Ndongo D. On a envie de parler aux jeunes, de parler de la situation actuelle, plus particulièrement ce qui se passe chez nous en Afrique. On parle de notre vécu, de ce qu’on voit sur notre route et nous allons essayer de nous projeter : nous sommes dans un mouvement qui regarde vers le futur en Afrique, nous allons essayer de montrer un chemin pour les futures générations. Nous avons été récemment au Congo, et on enregistrait dans un studio qui était en plein marché, avec des artistes hip hop. On continue dans cette lancée. Je crois qu’il y a aura de belles surprises dans cet album.

Faada Freddy. J’espère que le prochain album de Daara J va amener appeler à une remise en question de chacun et nous rappeler que nous avons des acquis qu’il ne faut pas délaisser.  Il suffit de voir notre rapport aux portables pour comprendre que nous sommes pris entre des chaînes invisibles. Il faut voir nos rapports aux Etats dans différents pays pour voir que nous sommes toujours pris dans des chaînes invisibles. Il faut voir certains rapports humains aujourd’hui pour comprendre que des distances se créent. Dans une même maison, un père, une mère, des enfants restent devant leur portable et ne prennent plus le temps de discuter entre eux. Il faudra qu’on requestionne le concept même de la liberté. De la liberté individuelle et de ce qui nous unit encore aujourd’hui. Et aussi, penser au fait que nous sommes en train de faire suffoquer la terre. Nous sommes nous-mêmes en train de crier à l’aide. Il faut revoir tout ça.

Au fil des albums, en termes de productions, on constate que vous intégrez de plus en plus d’instruments. Vous disiez sur Africultures il y a quelques années “On est en train de recréer le hip hop en Afrique notamment grâce aux musiques africaines”.

Ndongo D. : C’est ce qu’on disait en effet en 2003 : le hip hop est né en Afrique. Aujourd’hui on voit que la scène africaine est devenue énorme, elle est en train de prendre la main sur ce qu’on appelait avant la world music. Et on voit désormais aussi beaucoup d’artistes de musiques électroniques venir en Afrique chercher des sons. C’est important pour nous d’aller puiser dans nos traditions musicales, d’intégrer nos instruments, et de les faire évoluer. Il y a une image de la musique africaine avec tenues traditionnelles, sabar etc. Ce n’est pas que ça.

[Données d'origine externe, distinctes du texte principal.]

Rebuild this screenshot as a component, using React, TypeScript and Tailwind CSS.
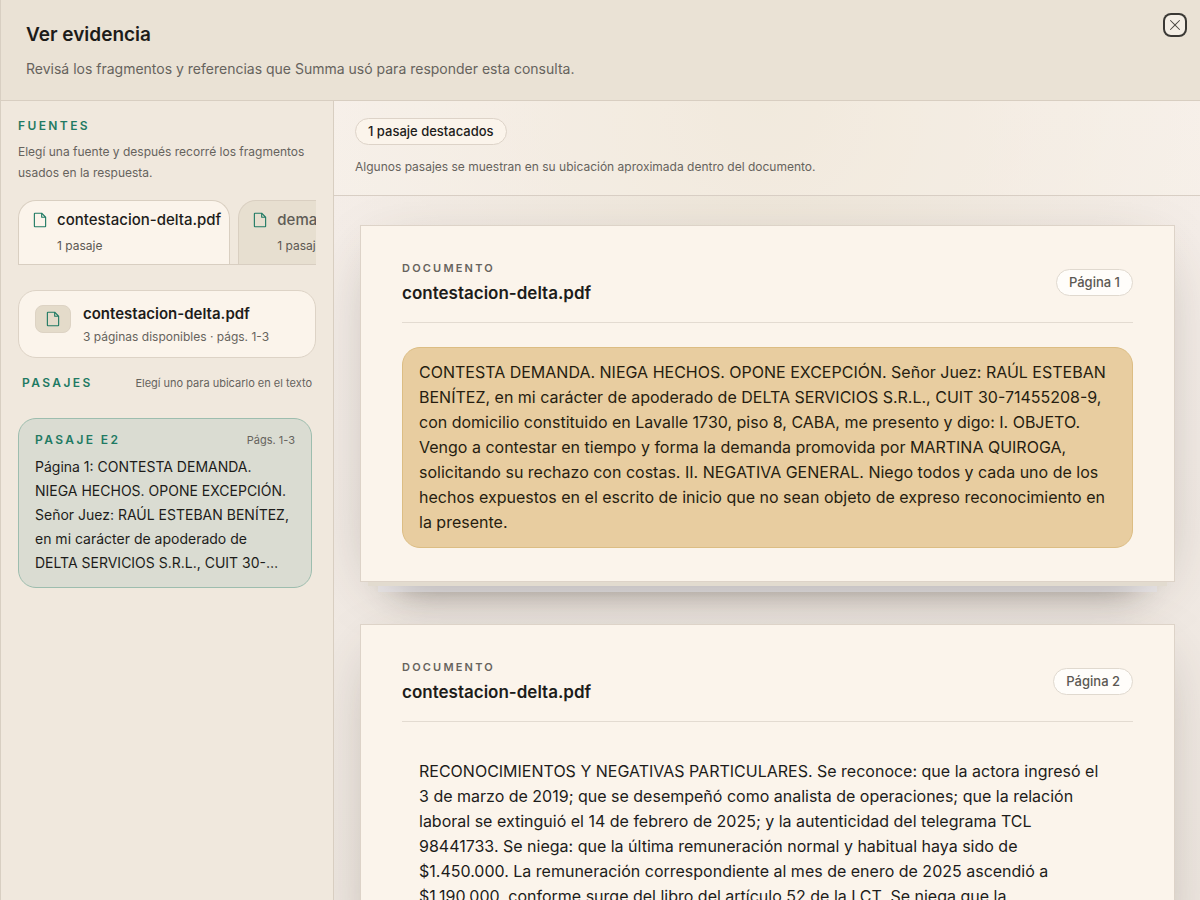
import React, { useState } from 'react';
import { PiFile, PiX } from 'react-icons/pi';

type Source = { id: string; name: string; passages: string };
type Page = { number: number; text: string; highlighted: boolean };

const SOURCES: Source[] = [
    { id: 'contestacion', name: 'contestacion-delta.pdf', passages: '1 pasaje' },
    { id: 'demanda', name: 'demanda-quiroga.pdf', passages: '1 pasaje' },
];

const PAGES: Page[] = [
    {
        number: 1,
        highlighted: true,
        text: 'CONTESTA DEMANDA. NIEGA HECHOS. OPONE EXCEPCIÓN. Señor Juez: RAÚL ESTEBAN BENÍTEZ, en mi carácter de apoderado de DELTA SERVICIOS S.R.L., CUIT 30-71455208-9, con domicilio constituido en Lavalle 1730, piso 8, CABA, me presento y digo: I. OBJETO. Vengo a contestar en tiempo y forma la demanda promovida por MARTINA QUIROGA, solicitando su rechazo con costas. II. NEGATIVA GENERAL. Niego todos y cada uno de los hechos expuestos en el escrito de inicio que no sean objeto de expreso reconocimiento en la presente.',
    },
    {
        number: 2,
        highlighted: false,
        text: 'RECONOCIMIENTOS Y NEGATIVAS PARTICULARES. Se reconoce: que la actora ingresó el 3 de marzo de 2019; que se desempeñó como analista de operaciones; que la relación laboral se extinguió el 14 de febrero de 2025; y la autenticidad del telegrama TCL 98441733. Se niega: que la última remuneración normal y habitual haya sido de $1.450.000. La remuneración correspondiente al mes de enero de 2025 ascendió a $1.190.000, conforme surge del libro del artículo 52 de la LCT. Se niega que la',
    },
];

const SourceTab: React.FC<{ source: Source; active: boolean; onSelect: () => void }> = ({ source, active, onSelect }) => (
    <button
        type="button"
        role="tab"
        aria-selected={active}
        onClick={onSelect}
        className={`flex shrink-0 items-start gap-2 rounded-t-[18px] border border-b-0 border-[#d9cfc1] pt-2 pr-2 pb-2 pl-3 text-left ${
            active ? 'bg-[#fbf4eb] text-[#1d1c1a]' : 'bg-[#e7dfd0] text-[#5f5c56]'
        }`}
    >
        <PiFile size={18} className="mt-[2px] shrink-0 text-[#1f7a63]" />
        <span className="flex flex-col">
            <span className="text-[15px] leading-[22px] font-medium whitespace-nowrap">{source.name}</span>
            <span className="mt-[5px] text-xs leading-5 text-[#5b5852]">{source.passages}</span>
        </span>
    </button>
);

const Paper: React.FC<{ page: Page }> = ({ page }) => (
    <article className="border border-[#ddd3c8] bg-[#fbf4eb] px-[41px] py-[33px] shadow-[0_12px_0_-8px_#e2dbcf,0_28px_0_-18px_rgba(226,226,234,0.5),0_46px_32px_-40px_rgba(50,42,36,0.42),0_16px_60px_-22px_rgba(60,50,42,0.4)]">
        <header className="flex items-center justify-between border-b border-[#e3dbd1] pb-[17px]">
            <div>
                <p className="text-[11px] leading-[18px] font-semibold tracking-[0.2em] text-[#66635d] uppercase">Documento</p>
                <h3 className="mt-1 text-[17px] leading-6 font-semibold text-[#1d1c1a]">contestacion-delta.pdf</h3>
            </div>
            <span className="rounded-full border border-[#e0d9cf] bg-[#fffdfa] px-3 py-1 text-[13px] leading-[17px] font-medium text-[#5b5852]">
                Página {page.number}
            </span>
        </header>
        <p
            className={`mt-6 rounded-[18px] border py-3 pr-[22px] pl-4 text-base leading-[25px] ${
                page.highlighted ? 'border-[#dcbd83] bg-[#e8cda0] text-[#261d10]' : 'border-transparent text-[#1d1c1a]'
            }`}
        >
            {page.text}
        </p>
    </article>
);

export default function App() {
    const [sourceId, setSourceId] = useState('contestacion');

    return (
        <div className="flex h-screen flex-col overflow-hidden border-l border-[#d8cfc2] bg-[#f0e8dd] font-['Inter','Liberation_Sans',sans-serif] text-[#1d1c1a]">
            <header className="flex shrink-0 items-start justify-between border-b border-[#d8cec1] bg-[#eae2d5] pt-[13px] pr-[13px] pb-[19px] pl-[25px]">
                <div className="pt-2">
                    <h1 className="text-[19px] leading-7 font-semibold">Ver evidencia</h1>
                    <p className="mt-2 text-sm leading-6 text-[#66635d]">
                        Revisá los fragmentos y referencias que Summa usó para responder esta consulta.
                    </p>
                </div>
                <button
                    type="button"
                    aria-label="Cerrar"
                    className="flex size-6 items-center justify-center rounded-lg bg-[#f4eee5] text-[#4b4843] ring-2 ring-[#3b3935] ring-inset"
                >
                    <PiX size={16} />
                </button>
            </header>

            <div className="flex min-h-0 flex-1">
                <aside className="flex w-[333px] shrink-0 flex-col border-r border-[#d8cec1] px-[17px] pt-4">
                    <h2 className="text-xs leading-[18px] font-semibold tracking-[0.2em] text-[#1f7a63] uppercase">Fuentes</h2>
                    <p className="mt-1.5 text-xs leading-[21px] text-[#66635d]">
                        Elegí una fuente y después recorré los fragmentos usados en la respuesta.
                    </p>
                    <div role="tablist" className="mt-[17px] flex gap-2 overflow-hidden border-b border-[#d8cec1]">
                        {SOURCES.map(source => (
                            <SourceTab
                                key={source.id}
                                source={source}
                                active={source.id === sourceId}
                                onSelect={() => setSourceId(source.id)}
                            />
                        ))}
                    </div>

                    <div className="mt-[25px] flex items-start gap-3 rounded-[18px] border border-[#ddd3c6] bg-[#fbf4eb] px-4 pt-3 pb-[11px]">
                        <span className="mt-[2px] flex h-7 w-9 items-center justify-center rounded-lg border border-[#ddd3c4] bg-[#e4dbca] text-[#1f7a63]">
                            <PiFile size={18} />
                        </span>
                        <div>
                            <p className="text-[15px] leading-[22px] font-semibold">contestacion-delta.pdf</p>
                            <p className="mt-[3px] text-xs leading-[18px] text-[#66635d]">3 páginas disponibles · págs. 1-3</p>
                        </div>
                    </div>

                    <div className="mt-4 flex items-center justify-between px-1">
                        <h2 className="text-xs leading-[18px] font-semibold tracking-[0.2em] text-[#1f7a63] uppercase">Pasajes</h2>
                        <span className="text-[11px] leading-[18px] text-[#66635d]">Elegí uno para ubicarlo en el texto</span>
                    </div>

                    <div className="mt-[26px] pr-1">
                        <button
                            type="button"
                            className="block w-full rounded-[18px] border border-[#9dbdae] bg-[#dadcd2] px-4 py-3 text-left"
                        >
                            <span className="flex items-center justify-between">
                                <span className="text-xs leading-[18px] font-semibold tracking-[0.2em] text-[#1f7a63] uppercase">Pasaje E2</span>
                                <span className="text-[11px] leading-[18px] text-[#66635d]">Págs. 1-3</span>
                            </span>
                            <span className="mt-1.5 line-clamp-5 pr-1.5 text-sm leading-6">
                                Página 1: CONTESTA DEMANDA. NIEGA HECHOS. OPONE EXCEPCIÓN. Señor Juez: RAÚL ESTEBAN BENÍTEZ, en mi
                                carácter de apoderado de DELTA SERVICIOS S.R.L., CUIT 30-…
                            </span>
                        </button>
                    </div>
                </aside>

                <main className="flex min-w-0 flex-1 flex-col bg-[#f4ede8] bg-[radial-gradient(52%_60%_at_50%_0%,#ede5d7_0%,rgba(237,229,215,0)_100%),linear-gradient(to_bottom,#f5eee9,#eee7e0)]">
                    <div className="shrink-0 border-b border-[#d8cec4] bg-[#fbf4eb]/30 px-[21px] pt-[17px] pb-[18px]">
                        <p className="flex">
                            <span className="rounded-full border border-[#ddd3c8] bg-[#fbf4eb] px-3 py-1 text-[13px] leading-[17px] font-medium">
                                1 pasaje destacados
                            </span>
                        </p>
                        <p className="mt-3 text-xs leading-5 text-[#66635d]">
                            Algunos pasajes se muestran en su ubicación aproximada dentro del documento.
                        </p>
                    </div>
                    <div className="flex min-h-0 flex-1 flex-col gap-[42px] overflow-hidden pt-[29px] pr-[25px] pl-[26px]">
                        {PAGES.map(page => (
                            <Paper key={page.number} page={page} />
                        ))}
                    </div>
                </main>
            </div>
        </div>
    );
}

Faada Freddy. Il y a beaucoup d’influences mandingues dans ce nouvel album. Mais pas seulement. Notre travail est de construire des ponts entre musiques traditionnelles et musiques actuelles. Nous sommes une génération libre d’esprit. Il est nécessaire aujourd’hui d’imposer une plateforme où l’humanité se reconnaît. Nous le faisons à travers la musique ; essayer de refléter une musique qui vient d’Afrique et qui parle au monde.

Les tournées sont aussi l’occasion de tester vos titres.

Faada Freddy. Le premier réalisateur et directeur artistique d’un album c’est le public. Grâce aux tournées on teste ce qui plaît et ne plait pas. On ne fait pas de la musique pour qu’elle reste dans les chambres le soir. On fait de la musique pour partager. On a besoin que notre musique soit le miroir de tous et chacun. Qu’elle puisse résonner dans les vies, permettre l’épanouissement de chacun. Quand on voit qu’un morceau fait sourire, qu’il a de l’écho dans le coeur et dans les âmes, on le garde. Si tel n’est pas le cas, pourquoi le faire.

Ndongo D. Pour la question des tournées et des featurings, en effet, récemment nous étions à Rennes en concert avec un artiste, – Gaël Faye- et c’est là que nous nous sommes dits : pourquoi ne pas faire quelque chose ensemble.

Faada Freddy. Le hip hop est large et il y a des personnes dont les mots, l’attitude, la manière d’être résonnent en nous. On a toujours dit que le rap devait être “éducation” et “entertainment” (ndlr : divertissement) Quand le divertissement l’emporte sur l’éducation ce n’est pas le rap que reflète Daara J. Et Gaël Faye c’est quelqu’un en qui nous voyons ces deux valeurs là. Et on s’est rencontré, et ça a été spontané, sans médiation d’une maison de disque. On se reconnaît dans ce qu’on fait. C’est le début d’une très belle collaboration.

Cette année, ce sont les 30 ans du hip hop galsen avec toute une série d’événements célébrant cet anniversaire organisé notamment par Africulturban. Quel est votre regard sur ces 3 décennies, vous qui en avez été acteurs ?

Ndongo D. C’est une scène qui est en train de beaucoup se développer. Ces 30 ans là marquent aussi trois générations : celle des Positive Black Soul, les Pee-Froiss et nous. Ensuite celle des Fou Malade etc. Et actuellement nous avons une autre génération qui bouge aussi les choses. C’était important de créer cette généalogie. Aujourd’hui ça bouge beaucoup à Dakar et dans les régions. Le milieu se développe.